Jacob Miles Solberg, of Erskine, Minn., is probably going to spend more time in prison for raping a co-worker in 2013 because the Minnesota Court of Appeals today ruled that being remorseful isn’t enough to get a break on his sentence.
When Solberg pleaded guilty to the charges from the incident, in which his co-worker agreed to go to his house to meet with other friends. When she arrived, Solberg, who was drunk, was the only one there.
During the assault, she told Solberg “no,” according to court records.
Partly because his lawyer said he was remorseful, Solberg was given a two-and-a-half year prison sentence, which is less than state guidelines.
But in an appeal from prosecutors today, Minnesota Court of Appeals Judge Natalie Hudson, who was appointed last week to the Minnesota Supreme Court, said Solberg’s remorse, lack of criminal history and cooperation with the police aren’t good enough reasons to get a lighter sentence.

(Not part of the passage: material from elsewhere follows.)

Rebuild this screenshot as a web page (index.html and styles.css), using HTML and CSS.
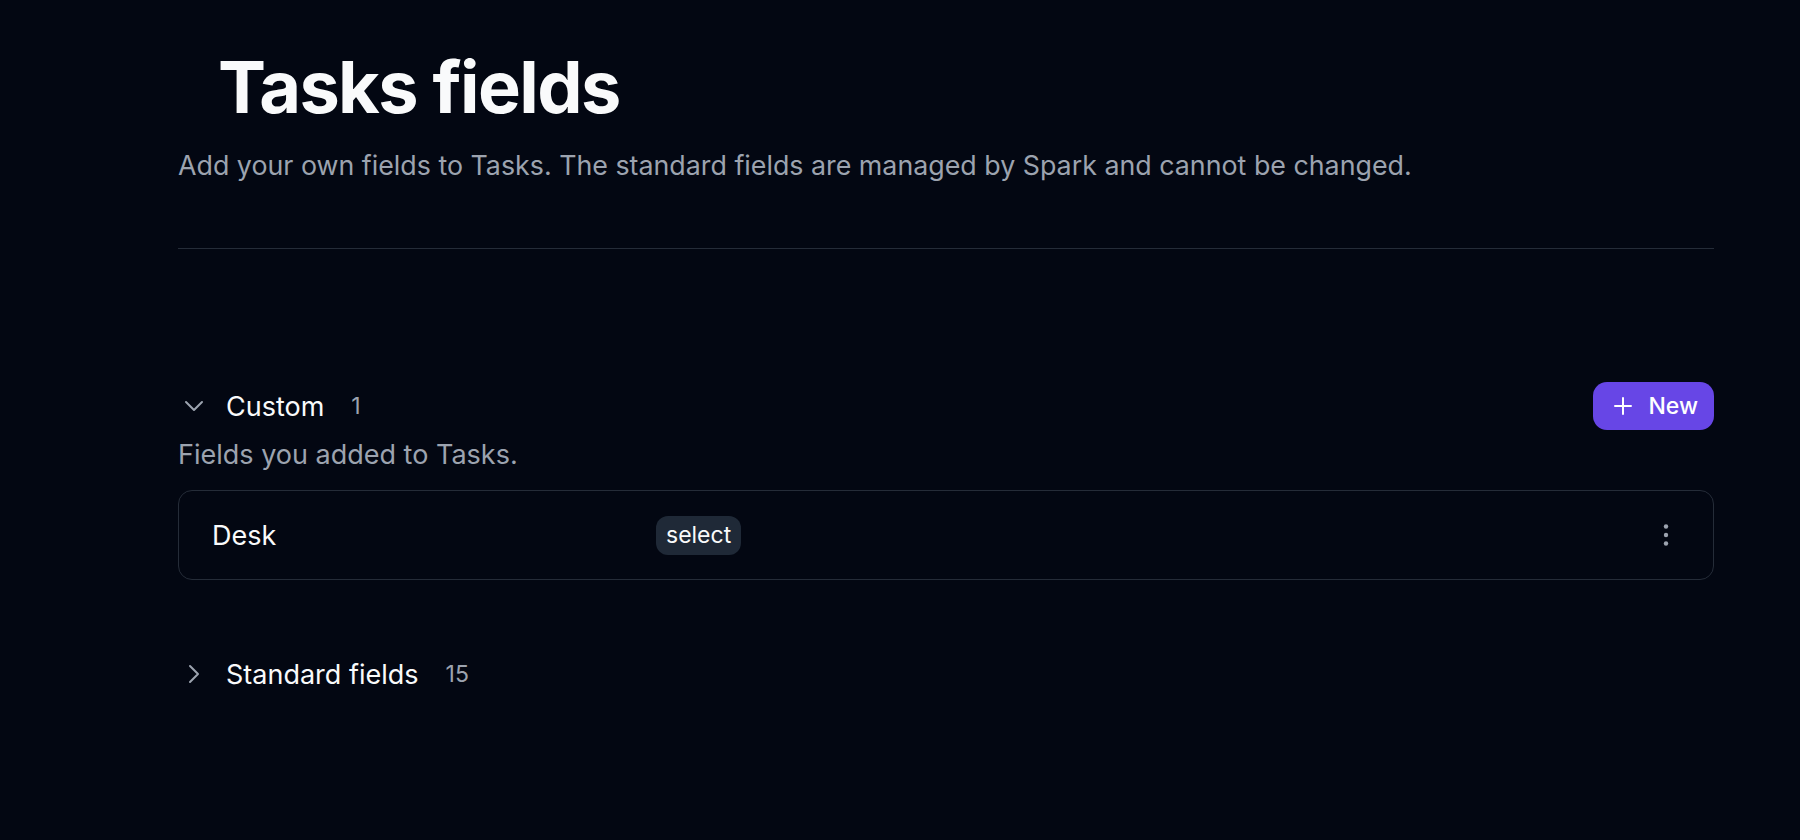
FILE: index.html
```html
<!DOCTYPE html>
<html lang="en">
<head>
  <meta charset="UTF-8" />
  <meta name="viewport" content="width=device-width, initial-scale=1" />
  <title>Tasks fields</title>
  <link rel="stylesheet" href="styles.css">
</head>
<body>

  <main class="page">
    <header class="page-head">
      <h1 class="page-title">Tasks fields</h1>
      <p class="page-desc">Add your own fields to Tasks. The standard fields are managed by Spark and cannot be changed.</p>
    </header>

    <hr class="divider" />

    <section class="group">
      <div class="group-head">
        <span class="chevron">
          <svg viewBox="0 0 24 24" width="32" height="32"><path d="m6 9 6 6 6-6" /></svg>
        </span>
        <h2 class="group-title">Custom</h2>
        <span class="count">1</span>
        <button class="btn-new">
          <svg viewBox="0 0 18 18" width="18" height="18"><path d="M9 1v16M1 9h16" /></svg>
          New
        </button>
      </div>
      <p class="group-desc">Fields you added to Tasks.</p>

      <ul class="field-list">
        <li class="field-row">
          <span class="field-name">Desk</span>
          <span class="field-type">select</span>
          <button class="row-menu" title="More">
            <svg viewBox="0 0 32 32" width="32" height="32">
              <circle cx="16" cy="7.5" r="2.2" />
              <circle cx="16" cy="16" r="2.2" />
              <circle cx="16" cy="24.5" r="2.2" />
            </svg>
          </button>
        </li>
      </ul>
    </section>

    <section class="group group-closed">
      <div class="group-head">
        <span class="chevron">
          <svg viewBox="0 0 24 24" width="32" height="32"><path d="m9 18 6-6-6-6" /></svg>
        </span>
        <h2 class="group-title">Standard fields</h2>
        <span class="count">15</span>
      </div>
    </section>
  </main>

</body>
</html>
```

FILE: styles.css
```css
:root {
  --bg-color: #030712;
  --text-color: #f9fafb;
  --muted: #9ca3af;
  --line: #252c38;
  --pill-bg: #1f2937;
  --accent: #6746e6;
}

body {
  font-family: Inter, "Noto Sans", sans-serif;
  margin: 0;
  background-color: var(--bg-color);
  color: var(--text-color);
}

.page {
  width: 1536px;
  padding: 51px 0 60px 178px;
}

.page-title {
  margin: 0;
  padding-left: 40px;
  font-size: 72px;
  line-height: 1;
  font-weight: 700;
  letter-spacing: -1.6px;
}

.page-desc {
  margin: 24px 0 0;
  font-size: 26.8px;
  line-height: 36px;
  color: var(--muted);
}

.divider {
  margin: 65px 0 0;
  border: none;
  border-top: 1px solid var(--line);
}

.group {
  margin-top: 133px;
}

.group-closed {
  margin-top: 70px;
}

.group-head {
  display: flex;
  align-items: center;
  min-height: 48px;
}

.chevron {
  display: flex;
  width: 32px;
  height: 32px;
  margin-right: 16px;
}

.chevron svg {
  fill: none;
  stroke: var(--muted);
  stroke-width: 1.5;
  stroke-linecap: round;
  stroke-linejoin: round;
}

.group-title {
  margin: 0;
  font-size: 27px;
  font-weight: 400;
}

.count {
  margin-left: 27px;
  font-size: 23px;
  color: var(--muted);
}

.btn-new {
  display: flex;
  align-items: center;
  gap: 16px;
  margin-left: auto;
  height: 48px;
  padding: 0 16px 0 21px;
  border: none;
  border-radius: 14px;
  background-color: var(--accent);
  color: #fff;
  font-family: inherit;
  font-size: 23px;
  font-weight: 500;
  cursor: pointer;
}

.btn-new svg {
  stroke: #fff;
  stroke-width: 2;
  stroke-linecap: round;
}

.group-desc {
  margin: 7px 0 0;
  font-size: 27px;
  line-height: 36px;
  color: var(--muted);
}

.field-list {
  list-style: none;
  margin: 17px 0 0;
  padding: 0;
}

.field-row {
  display: flex;
  align-items: center;
  height: 88px;
  padding: 0 31px 0 33px;
  border: 1px solid var(--line);
  border-radius: 14px;
}

.field-name {
  width: 444px;
  font-size: 27px;
}

.field-type {
  padding: 5px 10px 6px;
  border-radius: 12px;
  background-color: var(--pill-bg);
  font-size: 23px;
  line-height: 28px;
}

.row-menu {
  display: flex;
  margin-left: auto;
  padding: 0;
  border: none;
  background: none;
  cursor: pointer;
}

.row-menu svg {
  fill: var(--muted);
}
```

“There is no indication that (Solberg’s) remorse diminishes the seriousness of the offense,” she wrote in today’s decision (pdf).
The victim had previously confronted respondent about the offense, and he claimed to have no memory of it. Respondent did not enter a plea until trial was well underway; this was after numerous witnesses had testified and the district court had ruled on the permissibility of a rebuttal witness.
These facts do not support respondent’s claim that he was remorseful once he realized what he had done. Instead, it seems that he showed remorse once he realized a conviction was likely.
Hudson sent the case back to a district court for resentencing, where Solberg is likely to get another 23 months added to his prison term.